The new night-club that replaced the demolished Skywalkers never opened and was still under construction when we left ship. I remember the old Skywalkers as a quiet place to go and read during the day and a terrible place to go at night given the music selection. The cruise director in Sept/Oct was begging people to go. Hopefully the new One5 will be better but if there continues to be a disconnect between music choice and the average age of those onboard, it will be a loser like Skywalkers. In general I would say that whoever does the entertainment selection is not in touch with the age group on board. Royal Caribbean seems to do a much better job at this.
One other comment here, during Movie Under The Stars one evening, as we sat trying to watch, chunks of carpet were flying off deck 15 – workers pulling up old carpet, sanding down the decks and applying very pungent adhesive to glue down the new carpet. Not conducive to movie watching. I don’t particularly care for bits of carpet in my popcorn. I did keep a 5x3 section of new carpet that flew off and landed on my legs as a “souvenir”.
Other things noticed – no changes to the lounges that really need new furniture, no changes to the theater which is sorely in need of better lighting especially in the aisles and repair to loose risers on the stairs – we observed one gentlemen who fell there. Apparently the focus here was on updating sound systems but not in the comfort or safety of the passengers. An upgraded speaker system to the Movies under the Stars system was completed but nothing to the screen itself which is in need of repair.

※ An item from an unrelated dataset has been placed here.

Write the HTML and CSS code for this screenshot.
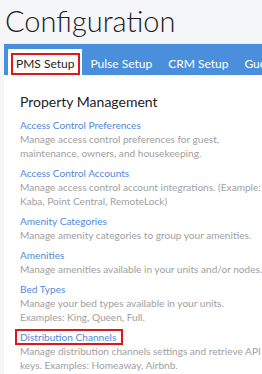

Swimming pools were not filled for the majority of the trip (my guess here is the flying pieces of carpet and other construction debris).
To sum then, 6 nights without hot water, 11 nights without sleep, a late departure, a non-responsive Pursers desk, a room attendant who appeared unannounced, a lack of attention to basic services, a dirty ship still under construction, an attitude of “we don’t care” and a sense that this trip was not about serving the customers on-board customers but getting a ship ready for future cruises because it wasn’t completed in dry-dock.